§ **The data**:

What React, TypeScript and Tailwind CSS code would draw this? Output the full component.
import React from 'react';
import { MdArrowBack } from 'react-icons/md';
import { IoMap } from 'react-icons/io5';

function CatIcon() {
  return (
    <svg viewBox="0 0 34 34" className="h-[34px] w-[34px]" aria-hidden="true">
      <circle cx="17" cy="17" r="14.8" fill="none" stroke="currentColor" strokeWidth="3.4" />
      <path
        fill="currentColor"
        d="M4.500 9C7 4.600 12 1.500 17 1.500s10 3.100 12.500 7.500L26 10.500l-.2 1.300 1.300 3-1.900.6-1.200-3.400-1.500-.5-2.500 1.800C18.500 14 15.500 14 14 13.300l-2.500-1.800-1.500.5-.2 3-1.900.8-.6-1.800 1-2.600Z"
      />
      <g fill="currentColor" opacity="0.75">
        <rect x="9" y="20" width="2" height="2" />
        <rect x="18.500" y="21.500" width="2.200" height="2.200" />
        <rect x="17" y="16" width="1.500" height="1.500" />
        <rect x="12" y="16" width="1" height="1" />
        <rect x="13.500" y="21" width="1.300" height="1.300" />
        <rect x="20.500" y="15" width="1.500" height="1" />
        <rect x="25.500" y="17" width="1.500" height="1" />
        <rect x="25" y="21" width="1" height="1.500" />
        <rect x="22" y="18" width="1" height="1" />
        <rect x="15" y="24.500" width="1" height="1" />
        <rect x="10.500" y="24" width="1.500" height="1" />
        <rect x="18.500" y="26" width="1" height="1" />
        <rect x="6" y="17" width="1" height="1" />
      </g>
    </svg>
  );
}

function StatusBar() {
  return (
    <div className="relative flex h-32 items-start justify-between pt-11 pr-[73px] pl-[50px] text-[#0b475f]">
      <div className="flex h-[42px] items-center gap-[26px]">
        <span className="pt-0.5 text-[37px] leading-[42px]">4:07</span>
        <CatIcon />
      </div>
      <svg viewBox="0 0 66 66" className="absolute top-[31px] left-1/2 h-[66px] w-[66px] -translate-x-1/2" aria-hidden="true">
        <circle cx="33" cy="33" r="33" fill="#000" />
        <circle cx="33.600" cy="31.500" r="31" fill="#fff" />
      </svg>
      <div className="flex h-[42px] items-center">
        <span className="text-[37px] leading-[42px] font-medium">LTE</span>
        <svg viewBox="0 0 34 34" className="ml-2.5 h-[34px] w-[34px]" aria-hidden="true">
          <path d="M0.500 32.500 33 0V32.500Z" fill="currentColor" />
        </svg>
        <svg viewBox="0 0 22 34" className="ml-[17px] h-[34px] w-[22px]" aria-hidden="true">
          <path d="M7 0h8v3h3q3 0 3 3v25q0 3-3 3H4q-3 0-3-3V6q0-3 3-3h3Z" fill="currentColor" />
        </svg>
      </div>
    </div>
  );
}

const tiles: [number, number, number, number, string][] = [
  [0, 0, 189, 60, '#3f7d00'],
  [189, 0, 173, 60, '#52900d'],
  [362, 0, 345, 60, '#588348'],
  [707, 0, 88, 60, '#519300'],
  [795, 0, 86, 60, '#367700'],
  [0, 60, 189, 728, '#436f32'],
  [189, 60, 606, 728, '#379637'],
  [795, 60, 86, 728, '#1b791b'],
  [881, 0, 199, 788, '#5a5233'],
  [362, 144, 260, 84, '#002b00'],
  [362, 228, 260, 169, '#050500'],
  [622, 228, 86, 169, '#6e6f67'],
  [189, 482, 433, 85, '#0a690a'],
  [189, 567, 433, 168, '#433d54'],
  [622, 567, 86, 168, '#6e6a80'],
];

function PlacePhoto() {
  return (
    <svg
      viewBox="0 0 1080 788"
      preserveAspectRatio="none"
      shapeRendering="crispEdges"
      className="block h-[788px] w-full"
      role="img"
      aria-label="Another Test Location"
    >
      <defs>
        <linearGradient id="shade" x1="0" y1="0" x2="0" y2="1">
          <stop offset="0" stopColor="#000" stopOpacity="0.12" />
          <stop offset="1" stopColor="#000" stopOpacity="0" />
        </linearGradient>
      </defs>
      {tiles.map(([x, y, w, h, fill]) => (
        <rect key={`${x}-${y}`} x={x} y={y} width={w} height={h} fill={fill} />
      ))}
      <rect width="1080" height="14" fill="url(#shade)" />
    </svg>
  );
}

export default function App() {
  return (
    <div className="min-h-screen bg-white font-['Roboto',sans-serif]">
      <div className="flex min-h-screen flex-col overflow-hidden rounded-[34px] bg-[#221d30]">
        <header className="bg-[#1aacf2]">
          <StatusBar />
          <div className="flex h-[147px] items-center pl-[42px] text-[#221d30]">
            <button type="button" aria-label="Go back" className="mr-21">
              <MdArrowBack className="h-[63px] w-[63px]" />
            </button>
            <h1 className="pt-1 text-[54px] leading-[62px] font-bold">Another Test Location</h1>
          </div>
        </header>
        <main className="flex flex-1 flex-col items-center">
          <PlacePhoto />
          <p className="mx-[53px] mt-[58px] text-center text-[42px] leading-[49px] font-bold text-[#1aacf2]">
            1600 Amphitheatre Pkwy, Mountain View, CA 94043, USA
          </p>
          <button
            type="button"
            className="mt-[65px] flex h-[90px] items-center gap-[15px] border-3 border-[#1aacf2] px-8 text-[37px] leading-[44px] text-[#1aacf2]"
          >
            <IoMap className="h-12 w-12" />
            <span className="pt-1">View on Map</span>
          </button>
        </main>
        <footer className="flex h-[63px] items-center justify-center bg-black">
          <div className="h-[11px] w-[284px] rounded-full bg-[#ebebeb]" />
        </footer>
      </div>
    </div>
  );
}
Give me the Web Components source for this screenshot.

§ **Exercise details**:
Give back all the records exactly as they stand.

§ **Solution for this problem**:
What React, TypeScript and Tailwind CSS code would draw this? Output the full component.
import React from 'react';
import { MdArrowBack } from 'react-icons/md';
import { IoMap } from 'react-icons/io5';

function CatIcon() {
  return (
    <svg viewBox="0 0 34 34" className="h-[34px] w-[34px]" aria-hidden="true">
      <circle cx="17" cy="17" r="14.8" fill="none" stroke="currentColor" strokeWidth="3.4" />
      <path
        fill="currentColor"
        d="M4.500 9C7 4.600 12 1.500 17 1.500s10 3.100 12.500 7.500L26 10.500l-.2 1.300 1.300 3-1.900.6-1.200-3.400-1.500-.5-2.500 1.800C18.500 14 15.500 14 14 13.300l-2.500-1.800-1.500.5-.2 3-1.900.8-.6-1.800 1-2.600Z"
      />
      <g fill="currentColor" opacity="0.75">
        <rect x="9" y="20" width="2" height="2" />
        <rect x="18.500" y="21.500" width="2.200" height="2.200" />
        <rect x="17" y="16" width="1.500" height="1.500" />
        <rect x="12" y="16" width="1" height="1" />
        <rect x="13.500" y="21" width="1.300" height="1.300" />
        <rect x="20.500" y="15" width="1.500" height="1" />
        <rect x="25.500" y="17" width="1.500" height="1" />
        <rect x="25" y="21" width="1" height="1.500" />
        <rect x="22" y="18" width="1" height="1" />
        <rect x="15" y="24.500" width="1" height="1" />
        <rect x="10.500" y="24" width="1.500" height="1" />
        <rect x="18.500" y="26" width="1" height="1" />
        <rect x="6" y="17" width="1" height="1" />
      </g>
    </svg>
  );
}

function StatusBar() {
  return (
    <div className="relative flex h-32 items-start justify-between pt-11 pr-[73px] pl-[50px] text-[#0b475f]">
      <div className="flex h-[42px] items-center gap-[26px]">
        <span className="pt-0.5 text-[37px] leading-[42px]">4:07</span>
        <CatIcon />
      </div>
      <svg viewBox="0 0 66 66" className="absolute top-[31px] left-1/2 h-[66px] w-[66px] -translate-x-1/2" aria-hidden="true">
        <circle cx="33" cy="33" r="33" fill="#000" />
        <circle cx="33.600" cy="31.500" r="31" fill="#fff" />
      </svg>
      <div className="flex h-[42px] items-center">
        <span className="text-[37px] leading-[42px] font-medium">LTE</span>
        <svg viewBox="0 0 34 34" className="ml-2.5 h-[34px] w-[34px]" aria-hidden="true">
          <path d="M0.500 32.500 33 0V32.500Z" fill="currentColor" />
        </svg>
        <svg viewBox="0 0 22 34" className="ml-[17px] h-[34px] w-[22px]" aria-hidden="true">
          <path d="M7 0h8v3h3q3 0 3 3v25q0 3-3 3H4q-3 0-3-3V6q0-3 3-3h3Z" fill="currentColor" />
        </svg>
      </div>
    </div>
  );
}

const tiles: [number, number, number, number, string][] = [
  [0, 0, 189, 60, '#3f7d00'],
  [189, 0, 173, 60, '#52900d'],
  [362, 0, 345, 60, '#588348'],
  [707, 0, 88, 60, '#519300'],
  [795, 0, 86, 60, '#367700'],
  [0, 60, 189, 728, '#436f32'],
  [189, 60, 606, 728, '#379637'],
  [795, 60, 86, 728, '#1b791b'],
  [881, 0, 199, 788, '#5a5233'],
  [362, 144, 260, 84, '#002b00'],
  [362, 228, 260, 169, '#050500'],
  [622, 228, 86, 169, '#6e6f67'],
  [189, 482, 433, 85, '#0a690a'],
  [189, 567, 433, 168, '#433d54'],
  [622, 567, 86, 168, '#6e6a80'],
];

function PlacePhoto() {
  return (
    <svg
      viewBox="0 0 1080 788"
      preserveAspectRatio="none"
      shapeRendering="crispEdges"
      className="block h-[788px] w-full"
      role="img"
      aria-label="Another Test Location"
    >
      <defs>
        <linearGradient id="shade" x1="0" y1="0" x2="0" y2="1">
          <stop offset="0" stopColor="#000" stopOpacity="0.12" />
          <stop offset="1" stopColor="#000" stopOpacity="0" />
        </linearGradient>
      </defs>
      {tiles.map(([x, y, w, h, fill]) => (
        <rect key={`${x}-${y}`} x={x} y={y} width={w} height={h} fill={fill} />
      ))}
      <rect width="1080" height="14" fill="url(#shade)" />
    </svg>
  );
}

export default function App() {
  return (
    <div className="min-h-screen bg-white font-['Roboto',sans-serif]">
      <div className="flex min-h-screen flex-col overflow-hidden rounded-[34px] bg-[#221d30]">
        <header className="bg-[#1aacf2]">
          <StatusBar />
          <div className="flex h-[147px] items-center pl-[42px] text-[#221d30]">
            <button type="button" aria-label="Go back" className="mr-21">
              <MdArrowBack className="h-[63px] w-[63px]" />
            </button>
            <h1 className="pt-1 text-[54px] leading-[62px] font-bold">Another Test Location</h1>
          </div>
        </header>
        <main className="flex flex-1 flex-col items-center">
          <PlacePhoto />
          <p className="mx-[53px] mt-[58px] text-center text-[42px] leading-[49px] font-bold text-[#1aacf2]">
            1600 Amphitheatre Pkwy, Mountain View, CA 94043, USA
          </p>
          <button
            type="button"
            className="mt-[65px] flex h-[90px] items-center gap-[15px] border-3 border-[#1aacf2] px-8 text-[37px] leading-[44px] text-[#1aacf2]"
          >
            <IoMap className="h-12 w-12" />
            <span className="pt-1">View on Map</span>
          </button>
        </main>
        <footer className="flex h-[63px] items-center justify-center bg-black">
          <div className="h-[11px] w-[284px] rounded-full bg-[#ebebeb]" />
        </footer>
      </div>
    </div>
  );
}
Give me the Web Components source for this screenshot.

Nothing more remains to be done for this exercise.